Do they reuse them or are they thrown away like the staggering 8 million disposable nappies that are discarded every day in the UK?
With nearly 14,000 registered customers, Sarah Bennett of The Used Nappy Company was in a great position to find out the answers to these questions and there were some very interesting results!
Nearly 1500 respondents told Sarah their main reason for using washable nappies were environmental factors (40%), 37% cited to save money, whilst 23% say they were recommended to them.
- How? 99% washed nappies in a washing machine (with the remaining 1% using a nappy service or hand washing)
- With what? 85% wash using a non-biological washing powder or eco-friendly washing powder, 15% use biological washing powder
- How hot? 43% wash at 40 degrees or less, 52% wash between 41-60 degree, 5% wash at over 60 degrees
- Full?

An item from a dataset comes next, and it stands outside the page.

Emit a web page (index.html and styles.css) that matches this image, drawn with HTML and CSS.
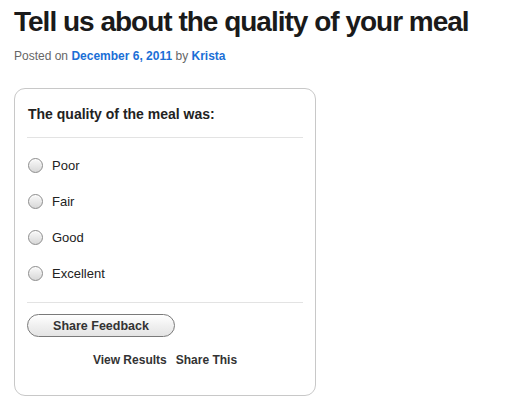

Mostly, nappies are washed as a full load (85%), only 15% wash them in a part-load
- Separately? 72% wash nappies separately, with 28% washing them alongside other items
- Drying? 54% never use a tumble dryer, 42% sometimes use a tumble dryer, only 4% always use a tumble dryer
The figures above, and the fact that an amazing 98% have reused nappies from a previous child/have bought or sold used nappies/plan to use them on a future child, demonstrate that without a doubt, real nappies are better for the environment (although many parents just love the funky designs, the comfort factor for their babies, and that fact they can save money compared to the cost of buying disposables!).
Full results of the survey can be seen here.
Real Nappy Week** is fast approaching (15th to 21st April 2013) and is an ideal time for parents who are new to washables to give them a try. We are also encouraging all parents who already use real nappies to help promote the benefits and encourage others to ‘get real!’ Washable cloth nappies offer parents a real alternative to disposables, providing the opportunity to reduce their total household waste and the impact on the environment.